The ceasefire, which came into effect on October 10, focused on the exchange of captives held in Gaza for Palestinian prisoners held by Israel, and a partial withdrawal of Israeli forces from Gaza.
But details of the next phase, including Gaza’s future governance, the potential deployment of an international stabilisation force, and the establishment of what has been termed a “board of peace”, remain unresolved.
Meanwhile, anger continues to rise among Palestinians and the international community as Israeli attacks persist. According to Gaza’s Ministry of Health, Israeli attacks since the start of the ceasefire have killed at least 377 people and wounded 987.
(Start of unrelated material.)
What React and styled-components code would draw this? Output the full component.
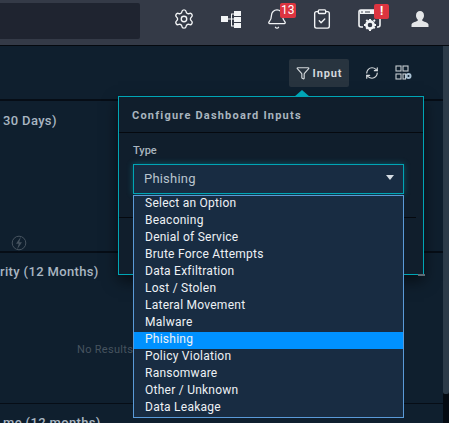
import React from "react";
import styled, { createGlobalStyle } from "styled-components";
import { Settings, Bell, ClipboardCheck, Funnel, RefreshCw } from "lucide-react";

const GlobalStyle = createGlobalStyle`
  * { box-sizing: border-box; }
  html, body { margin: 0; padding: 0; height: 100%; overflow: hidden; background: #0f1f2e; }
  body { font-family: Roboto, "Liberation Sans", sans-serif; }
`;

const Page = styled.div`
  width: 449px;
  height: 423px;
  display: flex;
  flex-direction: column;
  overflow: hidden;
`;

// Top bar
const TopBar = styled.div`
  height: 46px;
  flex: none;
  display: flex;
  align-items: flex-start;
  background: #343a47;
  border-bottom: 1px solid #05090f;
`;

const SearchBox = styled.div`
  width: 140px;
  height: 36px;
  margin-top: 3px;
  background: #1f2430;
  border-radius: 0 2px 2px 0;
`;

const IconRow = styled.div`
  display: flex;
  margin-left: 21px;
`;

const IconSlot = styled.div`
  position: relative;
  width: ${({ $w }) => $w}px;
  height: 38px;
  display: flex;
  align-items: center;
  justify-content: center;
  color: #f2f4f6;
`;

const Badge = styled.span`
  position: absolute;
  left: ${({ $left }) => $left}px;
  top: ${({ $top }) => $top}px;
  height: 15px;
  min-width: 15px;
  padding: 0 1px;
  background: #dc3440;
  border-radius: 2px;
  color: #fff;
  font-size: 12px;
  font-weight: ${({ $bold }) => ($bold ? 700 : 400)};
  line-height: 15px;
  text-align: center;
`;

// Dashboard
const Main = styled.div`
  position: relative;
  flex: 1;
  min-height: 0;
  display: flex;
`;

const Content = styled.div`
  flex: 1;
  min-width: 0;
  display: flex;
  flex-direction: column;
`;

const Scrollbar = styled.div`
  width: 6px;
  flex: none;
  background: #050b12;
`;

const ScrollThumb = styled.div`
  height: 348px;
  background: #2c3b49;
  border-radius: 0 0 2px 2px;
`;

const Toolbar = styled.div`
  height: 55px;
  flex: none;
  display: flex;
  align-items: flex-start;
  justify-content: flex-end;
  padding: 13px 25px 0 0;
  background: #0f1f2e;
  border-bottom: 2px solid #060d16;
`;

const InputButton = styled.div`
  width: 60px;
  height: 28px;
  display: flex;
  align-items: center;
  justify-content: center;
  gap: 3px;
  background: #28343f;
  border-radius: 2px;
  color: #d3d8dc;
  font-size: 11px;
  font-weight: 700;
  letter-spacing: 0.9px;
`;

const ToolIcon = styled.div`
  width: 28px;
  height: 28px;
  margin-left: ${({ $gap }) => $gap}px;
  display: flex;
  align-items: center;
  justify-content: center;
  color: #d6dadd;
`;

const Panel = styled.section`
  height: ${({ $h }) => $h}px;
  flex: none;
  display: flex;
  flex-direction: column;
  padding: ${({ $top }) => $top}px 0 0 ${({ $pad }) => $pad}px;
  background: #0f1f2e;
  border-bottom: ${({ $line }) => $line}px solid #060d16;
`;

const PanelTitle = styled.h3`
  margin: 0;
  color: #a9b6c2;
  font-size: 13px;
  font-weight: 500;
  line-height: 15px;
  letter-spacing: 0.35px;
  white-space: nowrap;
`;

const PanelFoot = styled.div`
  margin-top: auto;
  padding-left: 8px;
  height: 16px;
  color: #46535f;
`;

const NoResults = styled.div`
  margin: 64px 0 0 77px;
  color: #46535f;
  font-size: 11px;
  line-height: 14px;
  letter-spacing: 0.3px;
  white-space: nowrap;
`;

// Popover over the dashboard
const Popover = styled.div`
  position: absolute;
  left: 118px;
  top: 50px;
  width: 306px;
  height: 179px;
  background: #101e2c;
  border: 1px solid #00a5b5;
  box-shadow: 0 6px 14px rgba(0, 0, 0, 0.55);

  &::before {
    content: "";
    position: absolute;
    left: 175px;
    top: -7px;
    border-left: 8px solid transparent;
    border-right: 8px solid transparent;
    border-bottom: 7px solid #00a5b5;
  }
`;

const Handle = styled.span`
  position: absolute;
  right: -2px;
  bottom: -2px;
  width: 7px;
  height: 2px;
  background: #5f6b74;
`;

const PopHead = styled.div`
  height: 36px;
  display: flex;
  align-items: center;
  padding: 1px 0 0 13px;
  border-bottom: 1px solid #05090f;
  color: #a9b5bf;
  font-size: 11px;
  font-weight: 700;
  letter-spacing: 1.2px;
`;

const PopBody = styled.div`
  padding: 11px 19px 0 14px;
`;

const Label = styled.div`
  height: 14px;
  color: #a9b5bf;
  font-size: 11px;
  font-weight: 500;
  line-height: 14px;
`;

const SelectWrap = styled.div`
  position: relative;
  margin-top: 6px;
`;

const SelectBox = styled.div`
  height: 30px;
  display: flex;
  align-items: center;
  justify-content: space-between;
  padding: 0 11px 2px 10px;
  background: #182c42;
  border: 1px solid #00a5b5;
  box-shadow: 0 0 6px rgba(0, 165, 181, 0.45);
  color: #b9c4ce;
  font-size: 13px;
  letter-spacing: 0.2px;
`;

const Caret = styled.span`
  width: 0;
  height: 0;
  margin: -1px -2px 0 0;
  border-left: 4.5px solid transparent;
  border-right: 4.5px solid transparent;
  border-top: 5px solid #d5dde4;
`;

const OptionList = styled.ul`
  position: absolute;
  z-index: 2;
  left: 0;
  right: 0;
  top: 31px;
  margin: 0;
  padding: 0;
  list-style: none;
  background: #182c42;
  border: 1px solid #5a9ad8;
`;

const OptionItem = styled.li`
  height: 17px;
  padding-left: 11px;
  color: #edf1f5;
  background: ${({ $active }) => ($active ? "#0091ff" : "transparent")};
  font-size: 12px;
  line-height: 15px;
  letter-spacing: 0.25px;
  white-space: nowrap;
`;

const PopFootLine = styled.div`
  position: absolute;
  left: 0;
  right: 7px;
  top: 120px;
  height: 1px;
  background: #05090f;
`;

const options = [
  "Select an Option",
  "Beaconing",
  "Denial of Service",
  "Brute Force Attempts",
  "Data Exfiltration",
  "Lost / Stolen",
  "Lateral Movement",
  "Malware",
  "Phishing",
  "Policy Violation",
  "Ransomware",
  "Other / Unknown",
  "Data Leakage",
];

const TreeIcon = () => (
  <svg width="22" height="20" viewBox="0 0 22 20" fill="currentColor">
    <rect x="1" y="7" width="7" height="6" />
    <rect x="14" y="2" width="7" height="5" />
    <rect x="14" y="8" width="7" height="5" />
    <rect x="14" y="14" width="7" height="5" />
    <path d="M8 9.5h3V4.5h3v1h-2v4h2v1h-2v6h2v1h-3v-7H8z" />
  </svg>
);

const WindowGearIcon = () => (
  <svg width="26" height="26" viewBox="0 0 26 26" fill="none">
    <path d="M6 21H4a2 2 0 0 1-2-2V6a2 2 0 0 1 2-2h17a2 2 0 0 1 2 2v13a2 2 0 0 1-2 2h-1" stroke="currentColor" strokeWidth="1.6" />
    <path d="M3 4h19v4H3z" fill="currentColor" />
    <circle cx="5" cy="6" r="0.8" fill="#343a47" />
    <path d="M8 5.5h5v1H8z" fill="#343a47" />
    <circle cx="13" cy="19" r="3.6" stroke="currentColor" strokeWidth="2.6" />
    <path d="M12 13h2v2h-2zM12 23h2v2h-2zM7 18h2v2H7zM17 18h2v2h-2zM8.6 14.4l1.4-1.2 1.2 1.4-1.4 1.2zM15.8 21.6l1.4-1.2 1.2 1.4-1.4 1.2zM17.4 13.3l1.2 1.4-1.4 1.2-1.2-1.4zM10 20.9l1.2 1.4-1.4 1.2-1.2-1.4z" fill="currentColor" />
  </svg>
);

const UserIcon = () => (
  <svg width="18" height="16" viewBox="0 0 18 16" fill="#e4e6e8">
    <path d="M9 0c2.4 0 4 1.8 4 4.4 0 1.7-.7 3.2-1.7 4.1v1.3c.6.7 5.7 1.6 6.2 3.7V16H.5v-2.5c.5-2.1 5.6-3 6.2-3.7V8.5C5.7 7.6 5 6.1 5 4.4 5 1.8 6.6 0 9 0z" />
  </svg>
);

const WidgetsIcon = () => (
  <svg width="18" height="16" viewBox="0 0 18 16" fill="none" stroke="#c6ccd1" strokeWidth="1.1">
    <rect x="1" y="1" width="5" height="5" />
    <rect x="8" y="1" width="5" height="5" />
    <rect x="1" y="9" width="5" height="5" />
    <rect x="8" y="9" width="2.5" height="5" />
    <circle cx="13.5" cy="11" r="2" strokeWidth="2" stroke="#a9c0d2" />
  </svg>
);

const BoltBadge = () => (
  <svg width="16" height="16" viewBox="0 0 16 16" fill="none" stroke="currentColor">
    <circle cx="8" cy="8" r="6.8" strokeWidth="1" />
    <path d="M10 1.5 5 8.8h2.8L6 14.5l5-7.3H8.2z" fill="currentColor" stroke="none" />
  </svg>
);

export default function App() {
  return (
    <Page>
      <GlobalStyle />
      <TopBar>
        <SearchBox />
        <IconRow>
          <IconSlot $w={46}>
            <Settings size={22} strokeWidth={1.5} />
          </IconSlot>
          <IconSlot $w={48}>
            <TreeIcon />
          </IconSlot>
          <IconSlot $w={44}>
            <Bell size={22} strokeWidth={1.4} />
            <Badge $left={25} $top={3}>13</Badge>
          </IconSlot>
          <IconSlot $w={46}>
            <ClipboardCheck size={22} strokeWidth={1.5} />
          </IconSlot>
          <IconSlot $w={50}>
            <WindowGearIcon />
            <Badge $left={29} $top={4} $bold>!</Badge>
          </IconSlot>
          <IconSlot $w={50}>
            <UserIcon />
          </IconSlot>
        </IconRow>
      </TopBar>

      <Main>
        <Content>
          <Toolbar>
            <InputButton>
              <Funnel size={14} strokeWidth={2} />
              Input
            </InputButton>
            <ToolIcon $gap={9}>
              <RefreshCw size={14} strokeWidth={2} />
            </ToolIcon>
            <ToolIcon $gap={4}>
              <WidgetsIcon />
            </ToolIcon>
          </Toolbar>

          <Panel $h={152} $line={2} $pad={3} $top={12}>
            <PanelTitle>30 Days)</PanelTitle>
            <PanelFoot>
              <BoltBadge />
            </PanelFoot>
          </Panel>

          <Panel $h={151} $line={1} $pad={0} $top={11}>
            <PanelTitle>rity (12 Months)</PanelTitle>
            <NoResults>No Results</NoResults>
          </Panel>

          <Panel $h={30} $line={0} $pad={3} $top={11}>
            <PanelTitle>me (12 months)</PanelTitle>
          </Panel>
        </Content>

        <Scrollbar>
          <ScrollThumb />
        </Scrollbar>

        <Popover>
          <PopHead>Configure Dashboard Inputs</PopHead>
          <PopFootLine />
          <PopBody>
            <Label>Type</Label>
            <SelectWrap>
              <SelectBox>
                Phishing
                <Caret />
              </SelectBox>
              <OptionList>
                {options.map((opt) => (
                  <OptionItem key={opt} $active={opt === "Phishing"}>
                    {opt}
                  </OptionItem>
                ))}
              </OptionList>
            </SelectWrap>
          </PopBody>
          <Handle />
        </Popover>
      </Main>
    </Page>
  );
}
Talks progressing, but major challenges remain
A United States official told Al Jazeera Arabic that negotiations on the next phase of the ceasefire are advancing, but key obstacles still need to be overcome.
The official said Washington expects the first deployment of an international stabilisation force to begin in early 2026.
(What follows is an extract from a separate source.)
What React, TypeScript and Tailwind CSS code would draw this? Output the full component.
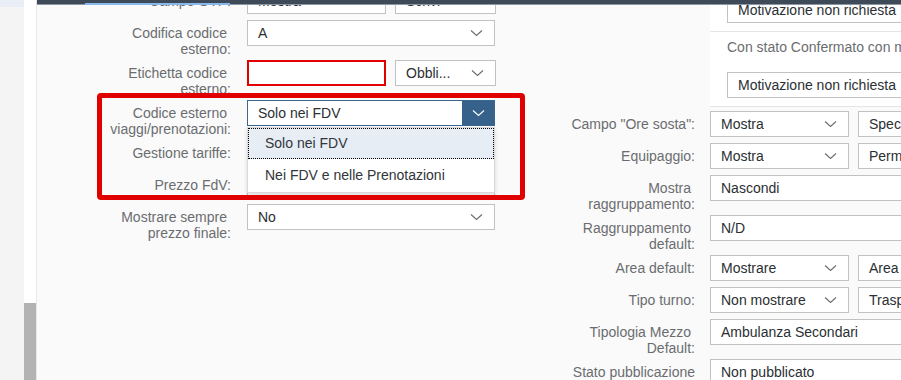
import { ReactNode } from "react";

function Chevron({ color = "#6a6d70" }: { color?: string }) {
  return (
    <svg width="13" height="8" viewBox="0 0 13 8" className="shrink-0">
      <path d="M1 1.5l5.5 5 5.5-5" fill="none" stroke={color} strokeWidth="1.1" />
    </svg>
  );
}

function Select({ value, width, chevron = true }: { value: string; width: string; chevron?: boolean }) {
  return (
    <div
      className={`flex h-[26px] shrink-0 items-center justify-between overflow-hidden whitespace-nowrap border border-[#c2c2c2] bg-white pl-[10px] pr-[11px] text-[#2b2f33] ${width}`}
    >
      <span>{value}</span>
      {chevron && <Chevron />}
    </div>
  );
}

function Label({ lines }: { lines: string[] }) {
  return (
    <div className="flex flex-col items-end pt-[5px] leading-[16px] text-[#6a6d70]">
      {lines.map((l, i) => (
        <span key={i} className={i < lines.length - 1 ? "pr-[4px]" : ""}>
          {l}
        </span>
      ))}
    </div>
  );
}

function Row({ label, h, labelW, gap, children }: { label: string[]; h: string; labelW: string; gap: string; children: ReactNode }) {
  return (
    <div className={`flex items-start ${h} ${gap}`}>
      <div className={`shrink-0 ${labelW}`}>
        <Label lines={label} />
      </div>
      <div className="flex gap-[9px]">{children}</div>
    </div>
  );
}

function LeftRow(p: { label: string[]; h: string; children: ReactNode }) {
  return <Row {...p} labelW="w-[194px]" gap="gap-[16px]" />;
}

function RightRow(p: { label: string[]; h: string; children: ReactNode }) {
  return <Row {...p} labelW="w-[175px]" gap="gap-[15px]" />;
}

export default function App() {
  return (
    <div className="flex h-[380px] w-[901px] overflow-hidden font-['Liberation_Sans',Arial,sans-serif] text-[14px]">
      {/* left strip */}
      <div className="flex w-[24px] shrink-0 flex-col bg-[#f4f4f4]">
        <div className="h-[7px] bg-[#e9eef6]" />
      </div>
      {/* scrollbar */}
      <div className="flex w-[12px] shrink-0 flex-col justify-end bg-white">
        <div className="h-[77px] bg-[#b3b3b3]" />
      </div>
      <div className="w-px shrink-0 bg-[#e8e8e8]" />

      <div className="relative flex flex-1 overflow-hidden bg-[#fafafa]">
        {/* sticky header edge */}
        <div className="absolute inset-x-0 top-0 z-20 h-[4px] bg-[#3f4a58]" />
        <div className="absolute inset-x-0 top-[4px] z-20 h-px bg-[#8d97a3]" />
        <div className="absolute left-[48px] top-[3px] z-20 h-[2px] w-[145px] bg-[#8ab8ea]" />

        {/* left form */}
        <div className="relative flex w-[483px] shrink-0 flex-col -mt-[12px]">
          <LeftRow label={["Campo OTP:"]} h="h-[32px]">
            <Select value="Mostra" width="w-[139px]" chevron={false} />
            <Select value="Scrivi" width="w-[101px]" chevron={false} />
          </LeftRow>
          <LeftRow label={["Codifica codice", "esterno:"]} h="h-[40px]">
            <Select value="A" width="w-[248px]" />
          </LeftRow>
          <LeftRow label={["Etichetta codice", "esterno:"]} h="h-[40px]">
            <div className="h-[26px] w-[139px] border-2 border-[#e00000] bg-white" />
            <Select value="Obbli..." width="w-[101px]" />
          </LeftRow>
          <LeftRow label={["Codice esterno", "viaggi/prenotazioni:"]} h="h-[40px]">
            <div className="relative z-10">
              <div className="flex h-[26px] w-[248px] items-center justify-between border border-[#3c6590] bg-white pl-[10px] text-[#2b2f33]">
                <span>Solo nei FDV</span>
                <div className="flex h-full w-[32px] items-center justify-center bg-[#35618b]">
                  <Chevron color="#ffffff" />
                </div>
              </div>
              <div className="absolute left-0 top-[27px] w-[248px] border border-[#d9d9d9] bg-white shadow-[0_2px_4px_rgba(0,0,0,0.15)]">
                <div className="flex h-[31px] items-center border border-dotted border-black bg-[#e6edf5] pl-[16px] text-[#32363a]">
                  Solo nei FDV
                </div>
                <div className="flex h-[33px] items-center pl-[17px] text-[#32363a]">Nei FDV e nelle Prenotazioni</div>
              </div>
            </div>
          </LeftRow>
          <LeftRow label={["Gestione tariffe:"]} h="h-[32px]">
            <Select value="" width="w-[248px]" />
          </LeftRow>
          <LeftRow label={["Prezzo FdV:"]} h="h-[32px]">
            <Select value="" width="w-[248px]" />
          </LeftRow>
          <LeftRow label={["Mostrare sempre", "prezzo finale:"]} h="h-[40px]">
            <Select value="No" width="w-[248px]" />
          </LeftRow>

          {/* annotation */}
          <div className="absolute left-[60px] top-[105px] z-30 h-[107px] w-[428px] rounded-[4px] border-[5px] border-[#e00000]" />
        </div>

        {/* right form */}
        <div className="flex flex-1 flex-col">
          <div className="ml-[190px] flex flex-col bg-white">
            <div className="h-[32px] border-b border-[#e5e5e5] pl-[17px]">
              <div className="-mt-[3px] flex h-[26px] items-center whitespace-nowrap border border-[#c2c2c2] pl-[10px] text-[#2b2f33]">
                Motivazione non richiesta
              </div>
            </div>
            <div className="h-[75px] border-b border-[#e5e5e5] pl-[17px]">
              <div className="mt-[7px] whitespace-nowrap leading-[16px] text-[#6a6d70]">Con stato Confermato con motivazione</div>
              <div className="mt-[17px] flex h-[26px] items-center whitespace-nowrap border border-[#c2c2c2] pl-[10px] text-[#2b2f33]">
                Motivazione non richiesta
              </div>
            </div>
          </div>
          <div className="mt-[4px] flex flex-col">
            <RightRow label={['Campo "Ore sosta":']} h="h-[32px]">
              <Select value="Mostra" width="w-[139px]" />
              <Select value="Specifico" width="w-[120px]" chevron={false} />
            </RightRow>
            <RightRow label={["Equipaggio:"]} h="h-[32px]">
              <Select value="Mostra" width="w-[139px]" />
              <Select value="Perm..." width="w-[120px]" chevron={false} />
            </RightRow>
            <RightRow label={["Mostra", "raggruppamento:"]} h="h-[40px]">
              <Select value="Nascondi" width="w-[220px]" chevron={false} />
            </RightRow>
            <RightRow label={["Raggruppamento", "default:"]} h="h-[40px]">
              <Select value="N/D" width="w-[220px]" chevron={false} />
            </RightRow>
            <RightRow label={["Area default:"]} h="h-[32px]">
              <Select value="Mostrare" width="w-[139px]" />
              <Select value="Area ..." width="w-[120px]" chevron={false} />
            </RightRow>
            <RightRow label={["Tipo turno:"]} h="h-[32px]">
              <Select value="Non mostrare" width="w-[139px]" />
              <Select value="Trasporto" width="w-[120px]" chevron={false} />
            </RightRow>
            <RightRow label={["Tipologia Mezzo", "Default:"]} h="h-[40px]">
              <Select value="Ambulanza Secondari" width="w-[220px]" chevron={false} />
            </RightRow>
            <RightRow label={["Stato pubblicazione"]} h="h-[32px]">
              <Select value="Non pubblicato" width="w-[220px]" chevron={false} />
            </RightRow>
          </div>
        </div>
      </div>
    </div>
  );
}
Talks are currently focused on which countries would contribute to such a force, how it would be commanded and what its rules of engagement would be.
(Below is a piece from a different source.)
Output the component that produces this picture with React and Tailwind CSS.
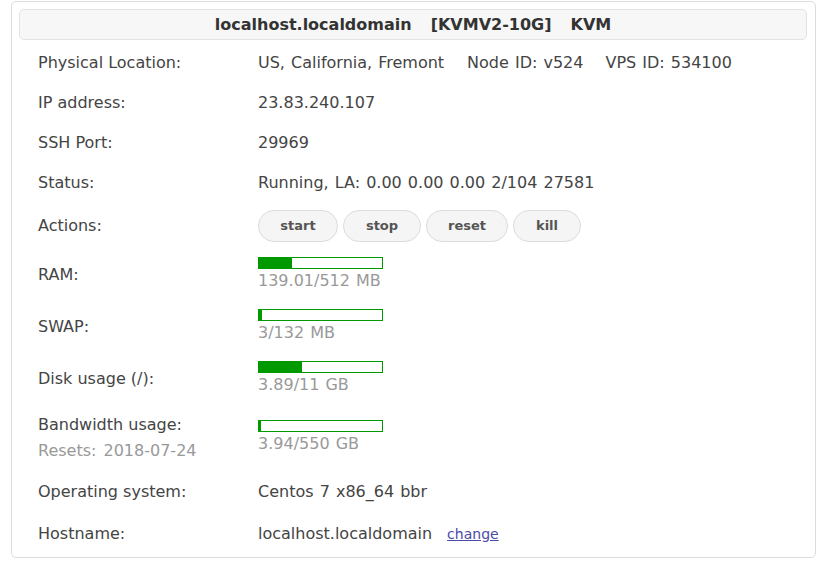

It comes as former United Kingdom Prime Minister Tony Blair has reportedly been dropped by the “board of peace”, a panel envisioned by the US to oversee redevelopment in Gaza.
The official said the US-backed ceasefire plan, endorsed by the United Nations Security Council, clearly stipulates Israel’s complete withdrawal from Gaza and Hamas’s disarmament.
They added that discussions are under way to form a police force drawn from the local population in Gaza.
The US is also aware of the increasing demands for humanitarian access, the official said, and is working to remove barriers to aid delivery.
Meanwhile, UN spokesman Stephane Dujarric responded to a claim by Israeli Lieutenant General Eyal Zamir that the so-called “yellow line”, currently marking Israeli-held territory inside Gaza, constitutes a “new border”.
Israeli forces have remained in about 58 percent of Gaza since a partial withdrawal to the yellow line. Under the ceasefire plan, Israeli forces are meant to withdraw fully from the territory, although there is no timeframe for a withdrawal in the agreement.
More Israeli strikes reported
The Israeli military has launched an air strike and artillery attacks on areas of Khan Younis still under its control. There have been no reports of casualties.
In northern Gaza, the Israeli army has continued building demolitions in Beit Lahiya.
“These actions constitute a blatant violation of international humanitarian law and a deliberate undermining of the essence of the ceasefire and the provisions of its attached humanitarian protocol,” Gaza authorities said in a statement.
Israel’s genocidal war against the Palestinian people in Gaza has killed at least 70,366 Palestinians and wounded 171,064 since October 2023, according to Gaza health authorities.
At least of 1,139 people were killed during the October 7, 2023, Hamas-led attack on southern Israel, according to Israeli statistics, and more than 200 others were seized as captives.